The Perth-based company yesterday said it was not in shareholders’ interests to pursue a bid while it was considering a $6 billion management buyout proposal designed to take the company private and seeking rival bids from third parties.
“Alinta’s aim for the short-term is twofold – to provide stability and certainty for any parties who may be interested in putting a proposal to the company; and to focus on the core business, its many organic growth opportunities and in bedding down the integration of the former AGL business,” acting chief executive Peter Magarry said.
Origin announced in November that it was reviewing its ownership of its networks business, which includes a 17% interest in Envestra and a 33.3% stake in the SEA gas pipeline.
That led Alinta to begin discussions with the Australian Competition and Consumer Commission in December to ascertain its views on any competition concerns that might arise should Alinta proceed with a bid.
On January 9, the same day the MBO was revealed, the ACCC revealed it had begun public market inquiries into the potential acquisition.
But Magarry said Alinta yesterday wrote to the ACCC asking it to cease those inquiries, as the company would not be pursuing a bid.
The proposed MBO generated controversy when Macquarie Bank became adviser to the buyout group and considered participating in it while also being employed as Alinta’s adviser.
Macquarie later pulled out of from working with the MBO group because it was perceived to be a major conflict of interest, but Alinta also fired it as its adviser.
There is speculation that Australian investment bank Babcock & Brown, Singapore Power subsidiary SP AusNet and Spark Infrastructure could be considering bids for Alinta.

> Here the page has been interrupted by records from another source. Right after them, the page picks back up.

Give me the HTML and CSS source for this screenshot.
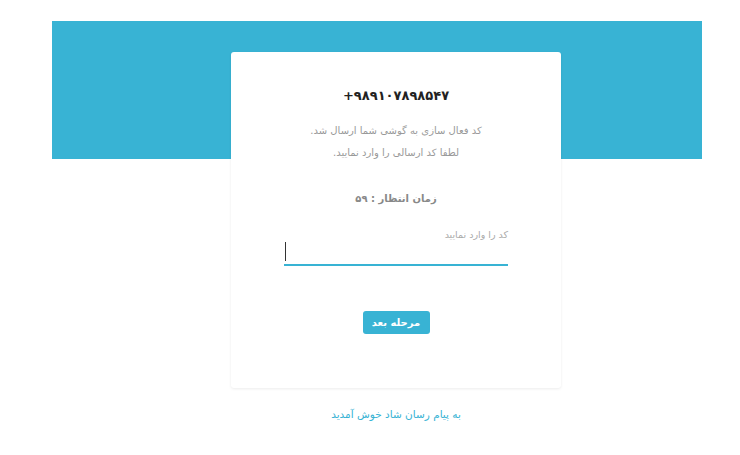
FILE: index.html
```html
<!DOCTYPE html>
<html lang="fa">
<head>
<meta charset="utf-8">
<link rel="stylesheet" href="styles.css">
</head>
<body>
<div class="page">
  <div class="band"></div>
  <div class="card">
    <div class="phone">+۹۸۹۱۰۷۸۹۸۵۴۷</div>
    <p class="msg">کد فعال سازی به گوشی شما ارسال شد.</p>
    <p class="msg">لطفا کد ارسالی را وارد نمایید.</p>
    <div class="timer">زمان انتظار : ۵۹</div>
    <div class="field">
      <label class="label">کد را وارد نمایید</label>
      <div class="input"><span class="caret"></span></div>
    </div>
    <button class="btn">مرحله بعد</button>
  </div>
  <div class="welcome">به پیام رسان شاد خوش آمدید</div>
</div>
</body>
</html>
```
FILE: styles.css
```css
html, body { margin: 0; padding: 0; background: #fff; }
body { font-family: "DejaVu Sans", sans-serif; }
.page { padding-top: 21px; }
.band { margin: 0 38px 0 52px; height: 138px; background: #38b3d4; }
.card {
  margin: -107px 0 0 231px;
  width: 330px; height: 336px;
  background: #fff;
  border-radius: 3px;
  box-shadow: 0 1px 3px rgba(0,0,0,0.08);
  display: flex; flex-direction: column; align-items: center;
  direction: rtl;
  box-sizing: border-box;
  padding-top: 35px;
}
.phone { direction: ltr; font-size: 13px; font-weight: bold; color: #222; line-height: 18px; }
.msg { margin: 0; font-size: 10px; color: #999; line-height: 22px; }
.phone + .msg { margin-top: 15px; }
.timer { margin-top: 27px; font-size: 10px; font-weight: bold; color: #888; line-height: 16px; }
.field { margin-top: 21px; width: 224px; display: flex; flex-direction: column; }
.label { font-size: 9.5px; color: #aaa; line-height: 14px; }
.input { margin-top: 0; height: 22px; border-bottom: 2px solid #38b3d4; display: flex; justify-content: flex-end; align-items: flex-start; }
.caret { width: 1px; height: 19px; background: #333; margin-left: 1px; }
.btn {
  margin-top: 45px; width: 67px; height: 23px; padding: 0;
  border: none; border-radius: 3px; background: #38b3d4; color: #fff;
  font-family: "DejaVu Sans", sans-serif; font-size: 10px; font-weight: bold;
}
.welcome { direction: rtl; margin: 19px 0 0 231px; width: 330px; text-align: center; font-size: 10.5px; color: #38b3d4; line-height: 14px; }
```
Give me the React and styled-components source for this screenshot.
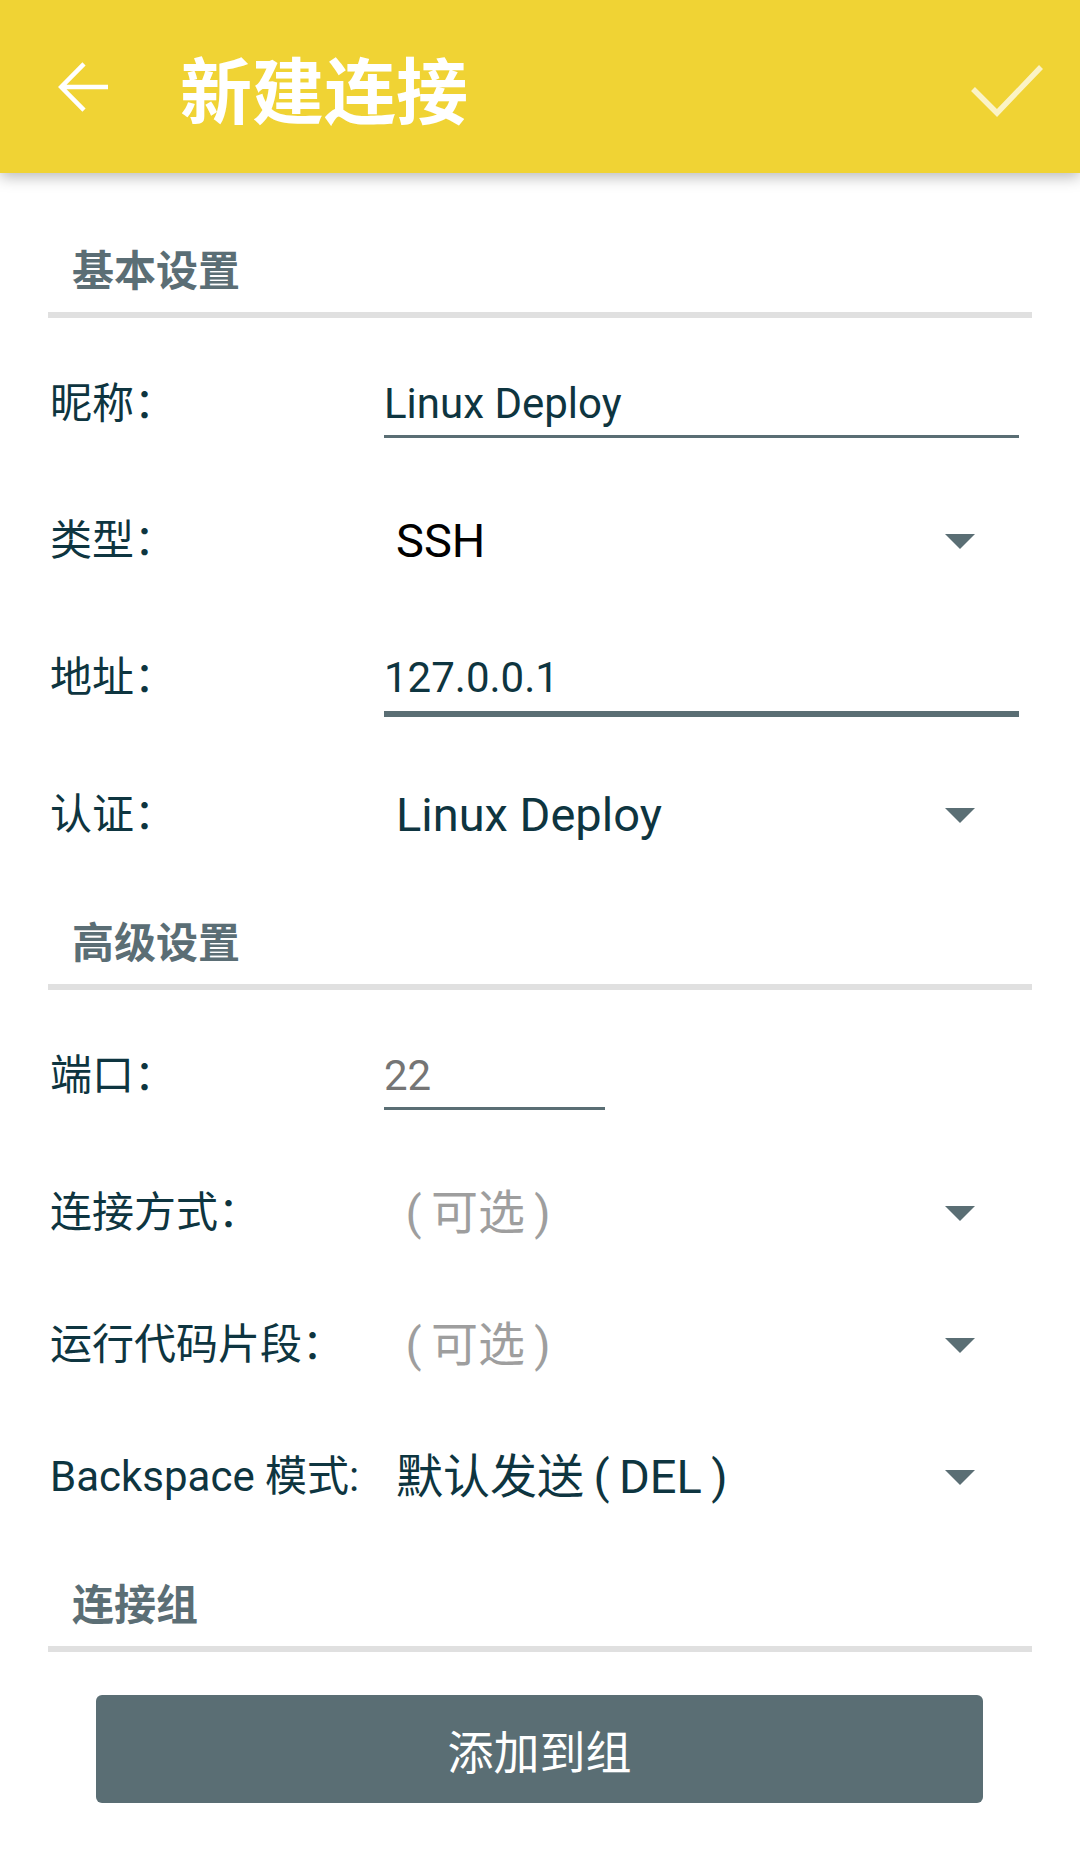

In a letter to shareholders, Alinta yesterday said it was yet to receive any formal proposals from any party to acquire its interests.
The utility said the board had initiated a process to solicit proposals and to ensure a “fair and transparent” process to manage bidders proposing to acquire all or part of Alinta.
The board was also putting in place protocols with Macquarie to protect Alinta’s information and provide confidence to other potential bidders as to the competitive nature of the process.
“Be assured that the directors are very mindful of their legal and other obligations,” Alinta said in the letter.
“Your directors are particularly concerned to achieve an outcome that is in the best interests of all shareholders and to this end have been meeting on an almost daily basis to address and manage the situation which has arisen.”